-- RAW DATA start --
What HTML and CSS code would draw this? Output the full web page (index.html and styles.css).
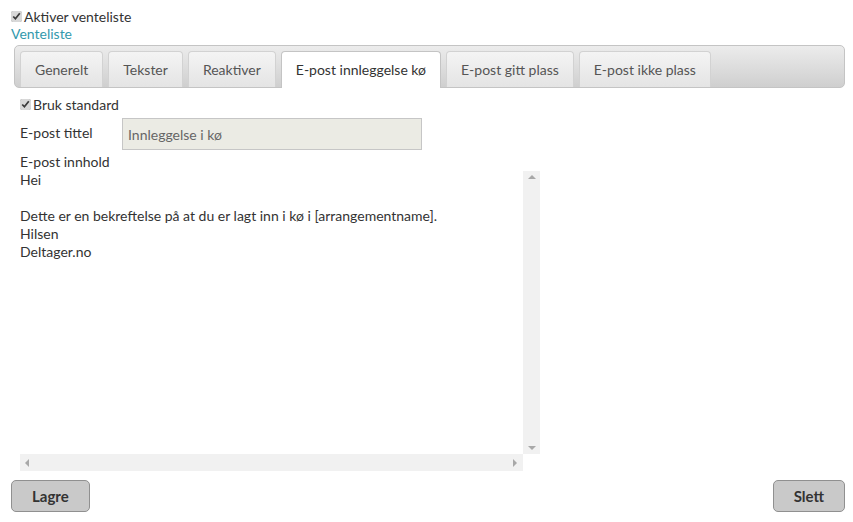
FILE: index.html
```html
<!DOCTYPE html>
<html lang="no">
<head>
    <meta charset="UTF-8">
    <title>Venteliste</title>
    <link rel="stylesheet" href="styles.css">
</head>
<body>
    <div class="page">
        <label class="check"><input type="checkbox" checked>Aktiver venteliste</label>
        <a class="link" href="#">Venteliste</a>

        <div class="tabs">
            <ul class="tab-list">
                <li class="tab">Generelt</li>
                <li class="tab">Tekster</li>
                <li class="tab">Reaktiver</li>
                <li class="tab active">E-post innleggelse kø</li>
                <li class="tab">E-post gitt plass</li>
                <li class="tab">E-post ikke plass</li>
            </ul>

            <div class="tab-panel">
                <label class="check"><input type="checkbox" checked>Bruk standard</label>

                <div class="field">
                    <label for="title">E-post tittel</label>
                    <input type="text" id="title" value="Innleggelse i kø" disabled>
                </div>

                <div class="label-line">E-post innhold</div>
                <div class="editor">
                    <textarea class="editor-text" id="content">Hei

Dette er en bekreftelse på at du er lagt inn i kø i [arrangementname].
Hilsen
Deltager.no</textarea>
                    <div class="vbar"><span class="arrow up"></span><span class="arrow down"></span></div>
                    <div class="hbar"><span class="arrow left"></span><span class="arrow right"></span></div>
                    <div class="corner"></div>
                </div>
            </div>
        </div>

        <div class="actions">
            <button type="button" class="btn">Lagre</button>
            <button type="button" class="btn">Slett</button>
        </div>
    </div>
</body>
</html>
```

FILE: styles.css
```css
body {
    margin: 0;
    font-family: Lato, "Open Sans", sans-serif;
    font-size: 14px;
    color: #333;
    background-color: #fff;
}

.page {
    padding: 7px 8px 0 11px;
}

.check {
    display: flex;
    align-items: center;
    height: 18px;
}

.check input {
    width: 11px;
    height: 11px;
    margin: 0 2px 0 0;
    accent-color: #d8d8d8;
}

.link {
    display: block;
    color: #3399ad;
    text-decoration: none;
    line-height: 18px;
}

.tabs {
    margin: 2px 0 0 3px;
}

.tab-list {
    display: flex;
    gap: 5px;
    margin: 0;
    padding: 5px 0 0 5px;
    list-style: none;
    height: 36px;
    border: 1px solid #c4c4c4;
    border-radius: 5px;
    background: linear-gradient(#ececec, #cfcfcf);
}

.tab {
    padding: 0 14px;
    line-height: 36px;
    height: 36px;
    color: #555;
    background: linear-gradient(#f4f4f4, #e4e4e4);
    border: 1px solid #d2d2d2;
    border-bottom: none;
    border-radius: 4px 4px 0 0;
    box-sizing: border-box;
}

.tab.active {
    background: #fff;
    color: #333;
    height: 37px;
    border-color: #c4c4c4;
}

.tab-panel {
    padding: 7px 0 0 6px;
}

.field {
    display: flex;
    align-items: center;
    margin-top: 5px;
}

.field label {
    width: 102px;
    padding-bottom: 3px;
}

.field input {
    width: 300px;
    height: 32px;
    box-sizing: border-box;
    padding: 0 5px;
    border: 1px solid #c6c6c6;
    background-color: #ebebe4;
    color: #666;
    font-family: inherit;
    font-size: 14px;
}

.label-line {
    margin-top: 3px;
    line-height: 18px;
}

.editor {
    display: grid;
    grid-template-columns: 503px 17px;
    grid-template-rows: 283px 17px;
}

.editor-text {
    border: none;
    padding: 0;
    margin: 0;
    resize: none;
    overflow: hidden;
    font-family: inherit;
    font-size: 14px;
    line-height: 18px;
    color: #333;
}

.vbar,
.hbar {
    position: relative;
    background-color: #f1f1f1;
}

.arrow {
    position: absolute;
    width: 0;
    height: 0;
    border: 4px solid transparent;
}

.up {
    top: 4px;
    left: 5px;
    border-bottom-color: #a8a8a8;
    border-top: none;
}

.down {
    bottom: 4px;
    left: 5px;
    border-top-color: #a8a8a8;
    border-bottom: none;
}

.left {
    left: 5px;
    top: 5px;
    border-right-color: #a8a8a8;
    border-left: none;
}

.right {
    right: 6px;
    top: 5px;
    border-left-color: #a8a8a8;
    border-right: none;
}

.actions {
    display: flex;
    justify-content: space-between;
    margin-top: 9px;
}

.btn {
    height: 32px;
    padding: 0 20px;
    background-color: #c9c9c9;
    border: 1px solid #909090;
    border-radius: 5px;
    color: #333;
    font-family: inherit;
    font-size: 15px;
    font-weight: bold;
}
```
-- RAW DATA end --
-- RAW DATA start --
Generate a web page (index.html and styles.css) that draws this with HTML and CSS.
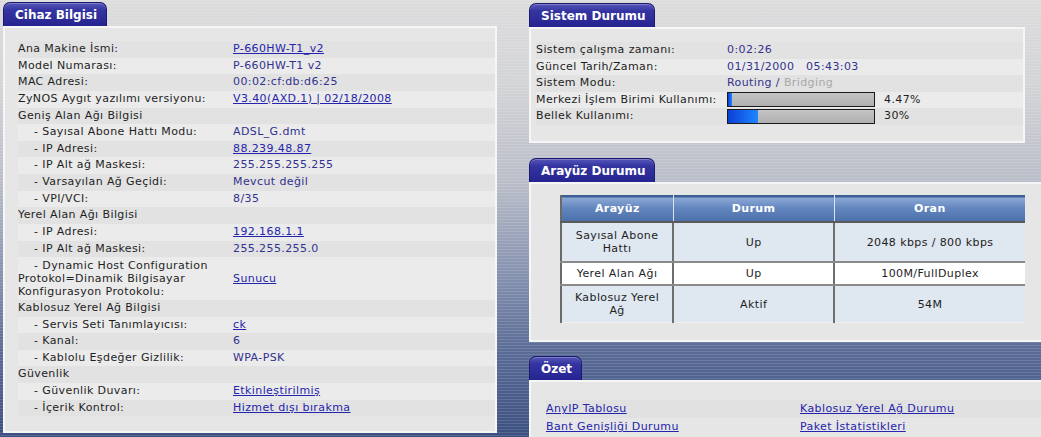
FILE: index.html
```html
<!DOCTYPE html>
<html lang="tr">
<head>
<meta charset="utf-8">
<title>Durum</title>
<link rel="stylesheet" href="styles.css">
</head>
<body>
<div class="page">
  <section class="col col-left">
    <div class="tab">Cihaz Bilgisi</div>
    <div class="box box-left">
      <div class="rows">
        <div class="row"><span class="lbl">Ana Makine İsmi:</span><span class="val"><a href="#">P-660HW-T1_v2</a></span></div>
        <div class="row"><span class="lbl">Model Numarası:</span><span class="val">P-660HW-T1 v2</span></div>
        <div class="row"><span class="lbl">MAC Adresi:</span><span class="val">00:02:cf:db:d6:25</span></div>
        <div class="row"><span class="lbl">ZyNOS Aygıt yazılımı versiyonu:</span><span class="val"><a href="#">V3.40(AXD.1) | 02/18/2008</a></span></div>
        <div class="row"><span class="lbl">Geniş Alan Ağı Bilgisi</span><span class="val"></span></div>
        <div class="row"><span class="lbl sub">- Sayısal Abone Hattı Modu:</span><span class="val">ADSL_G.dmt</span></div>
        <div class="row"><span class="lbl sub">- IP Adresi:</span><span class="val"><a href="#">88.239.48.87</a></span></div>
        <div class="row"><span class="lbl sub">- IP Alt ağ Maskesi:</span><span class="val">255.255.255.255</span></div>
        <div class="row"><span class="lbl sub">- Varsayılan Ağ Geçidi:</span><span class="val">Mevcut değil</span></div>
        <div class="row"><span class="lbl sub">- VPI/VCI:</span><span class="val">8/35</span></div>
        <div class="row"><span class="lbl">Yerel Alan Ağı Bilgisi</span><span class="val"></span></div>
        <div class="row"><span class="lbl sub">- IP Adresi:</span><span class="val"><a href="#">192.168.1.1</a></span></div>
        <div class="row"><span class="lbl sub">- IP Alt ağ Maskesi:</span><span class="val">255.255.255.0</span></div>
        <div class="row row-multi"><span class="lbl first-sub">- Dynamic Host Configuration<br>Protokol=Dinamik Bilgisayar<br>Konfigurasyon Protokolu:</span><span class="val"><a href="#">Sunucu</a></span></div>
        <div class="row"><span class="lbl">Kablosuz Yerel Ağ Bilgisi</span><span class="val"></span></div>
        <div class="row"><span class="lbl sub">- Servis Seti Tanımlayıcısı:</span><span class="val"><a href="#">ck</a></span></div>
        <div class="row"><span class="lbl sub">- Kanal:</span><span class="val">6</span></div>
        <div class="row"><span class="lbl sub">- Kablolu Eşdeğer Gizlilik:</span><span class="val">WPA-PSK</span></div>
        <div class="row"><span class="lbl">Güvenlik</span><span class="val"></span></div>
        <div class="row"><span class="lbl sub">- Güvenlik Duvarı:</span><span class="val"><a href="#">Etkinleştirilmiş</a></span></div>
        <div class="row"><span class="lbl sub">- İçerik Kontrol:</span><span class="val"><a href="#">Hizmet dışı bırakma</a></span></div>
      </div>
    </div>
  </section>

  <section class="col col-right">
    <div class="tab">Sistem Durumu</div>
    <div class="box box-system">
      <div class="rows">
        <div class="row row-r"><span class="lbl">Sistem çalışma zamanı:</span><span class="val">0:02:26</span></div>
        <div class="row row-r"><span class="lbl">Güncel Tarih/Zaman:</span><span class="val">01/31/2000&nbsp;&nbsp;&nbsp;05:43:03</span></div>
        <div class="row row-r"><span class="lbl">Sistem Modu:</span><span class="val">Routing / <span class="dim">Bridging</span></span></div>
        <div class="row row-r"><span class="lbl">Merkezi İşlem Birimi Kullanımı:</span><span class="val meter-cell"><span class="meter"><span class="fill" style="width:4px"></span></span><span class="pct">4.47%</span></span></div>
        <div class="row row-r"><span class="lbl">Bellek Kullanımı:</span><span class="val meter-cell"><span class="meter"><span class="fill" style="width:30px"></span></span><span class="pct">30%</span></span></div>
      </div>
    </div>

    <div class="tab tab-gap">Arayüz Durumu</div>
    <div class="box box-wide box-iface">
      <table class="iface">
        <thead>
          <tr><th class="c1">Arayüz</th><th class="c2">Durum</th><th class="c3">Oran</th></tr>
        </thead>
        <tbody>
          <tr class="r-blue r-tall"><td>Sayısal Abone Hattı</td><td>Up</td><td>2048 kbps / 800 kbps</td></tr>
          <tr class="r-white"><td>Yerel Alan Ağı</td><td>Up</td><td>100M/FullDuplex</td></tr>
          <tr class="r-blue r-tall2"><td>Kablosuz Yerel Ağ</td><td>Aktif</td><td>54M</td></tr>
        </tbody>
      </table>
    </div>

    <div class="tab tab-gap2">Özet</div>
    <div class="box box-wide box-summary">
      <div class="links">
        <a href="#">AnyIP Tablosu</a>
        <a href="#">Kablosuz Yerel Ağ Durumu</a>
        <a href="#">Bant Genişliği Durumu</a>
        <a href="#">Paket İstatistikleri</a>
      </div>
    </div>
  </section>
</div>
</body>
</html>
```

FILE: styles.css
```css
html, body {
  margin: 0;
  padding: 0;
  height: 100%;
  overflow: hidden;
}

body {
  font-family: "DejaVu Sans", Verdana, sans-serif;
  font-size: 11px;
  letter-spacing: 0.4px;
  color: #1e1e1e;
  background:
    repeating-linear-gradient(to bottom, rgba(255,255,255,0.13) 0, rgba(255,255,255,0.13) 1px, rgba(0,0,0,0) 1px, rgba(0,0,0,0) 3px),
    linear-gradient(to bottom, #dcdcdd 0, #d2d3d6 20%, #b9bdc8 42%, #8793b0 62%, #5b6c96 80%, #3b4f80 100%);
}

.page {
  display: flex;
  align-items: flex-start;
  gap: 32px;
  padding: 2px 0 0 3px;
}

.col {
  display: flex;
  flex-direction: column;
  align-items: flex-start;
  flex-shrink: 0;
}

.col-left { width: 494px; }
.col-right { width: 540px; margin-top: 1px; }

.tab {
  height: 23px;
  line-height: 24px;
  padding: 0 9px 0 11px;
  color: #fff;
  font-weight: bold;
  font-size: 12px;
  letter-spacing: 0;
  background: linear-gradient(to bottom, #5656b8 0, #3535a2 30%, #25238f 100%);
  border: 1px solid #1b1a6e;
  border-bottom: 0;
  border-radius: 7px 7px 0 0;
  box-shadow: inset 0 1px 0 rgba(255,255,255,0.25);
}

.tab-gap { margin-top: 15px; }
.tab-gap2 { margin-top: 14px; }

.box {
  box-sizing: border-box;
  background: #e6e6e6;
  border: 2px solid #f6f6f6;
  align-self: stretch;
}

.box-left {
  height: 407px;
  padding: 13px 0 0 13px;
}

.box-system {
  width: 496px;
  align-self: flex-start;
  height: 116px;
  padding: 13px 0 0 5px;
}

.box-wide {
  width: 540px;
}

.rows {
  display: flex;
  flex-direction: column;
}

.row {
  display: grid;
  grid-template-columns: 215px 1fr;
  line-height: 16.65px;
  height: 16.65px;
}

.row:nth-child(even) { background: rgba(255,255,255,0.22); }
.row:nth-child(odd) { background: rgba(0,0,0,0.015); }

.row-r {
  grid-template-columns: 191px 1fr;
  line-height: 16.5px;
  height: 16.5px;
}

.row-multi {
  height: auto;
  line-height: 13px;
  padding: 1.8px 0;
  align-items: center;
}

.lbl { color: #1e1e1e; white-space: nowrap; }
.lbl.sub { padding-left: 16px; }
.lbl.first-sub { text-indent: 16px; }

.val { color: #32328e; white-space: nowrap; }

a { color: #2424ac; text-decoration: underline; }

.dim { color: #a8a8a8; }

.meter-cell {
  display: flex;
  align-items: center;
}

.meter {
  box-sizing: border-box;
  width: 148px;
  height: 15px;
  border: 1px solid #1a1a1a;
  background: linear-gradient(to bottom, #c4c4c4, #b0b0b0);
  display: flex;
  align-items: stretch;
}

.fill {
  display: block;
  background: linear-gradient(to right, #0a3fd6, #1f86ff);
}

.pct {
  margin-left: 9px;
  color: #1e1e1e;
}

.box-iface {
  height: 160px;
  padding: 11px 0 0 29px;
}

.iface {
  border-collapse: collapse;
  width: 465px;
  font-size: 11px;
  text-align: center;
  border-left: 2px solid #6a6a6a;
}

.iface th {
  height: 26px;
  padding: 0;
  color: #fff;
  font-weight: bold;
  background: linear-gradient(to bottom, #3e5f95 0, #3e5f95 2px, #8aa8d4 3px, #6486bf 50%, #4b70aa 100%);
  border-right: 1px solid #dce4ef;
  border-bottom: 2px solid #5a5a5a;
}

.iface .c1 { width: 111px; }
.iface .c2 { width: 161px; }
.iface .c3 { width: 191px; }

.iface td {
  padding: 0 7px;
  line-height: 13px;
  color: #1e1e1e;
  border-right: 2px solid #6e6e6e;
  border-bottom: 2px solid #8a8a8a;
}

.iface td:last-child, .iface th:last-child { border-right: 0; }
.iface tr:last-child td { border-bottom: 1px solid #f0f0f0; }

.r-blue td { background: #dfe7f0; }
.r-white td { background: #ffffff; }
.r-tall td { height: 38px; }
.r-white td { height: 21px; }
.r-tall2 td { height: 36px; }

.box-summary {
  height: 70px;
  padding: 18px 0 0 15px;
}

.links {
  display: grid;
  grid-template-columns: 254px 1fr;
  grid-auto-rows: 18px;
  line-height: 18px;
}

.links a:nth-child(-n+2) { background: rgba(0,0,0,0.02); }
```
-- RAW DATA end --
WHAT IS EXPECTED: Return all lines containing the word "styles".

FULL ANSWER:
What HTML and CSS code would draw this? Output the full web page (index.html and styles.css).
    <link rel="stylesheet" href="styles.css">
FILE: styles.css
Generate a web page (index.html and styles.css) that draws this with HTML and CSS.
<link rel="stylesheet" href="styles.css">
FILE: styles.css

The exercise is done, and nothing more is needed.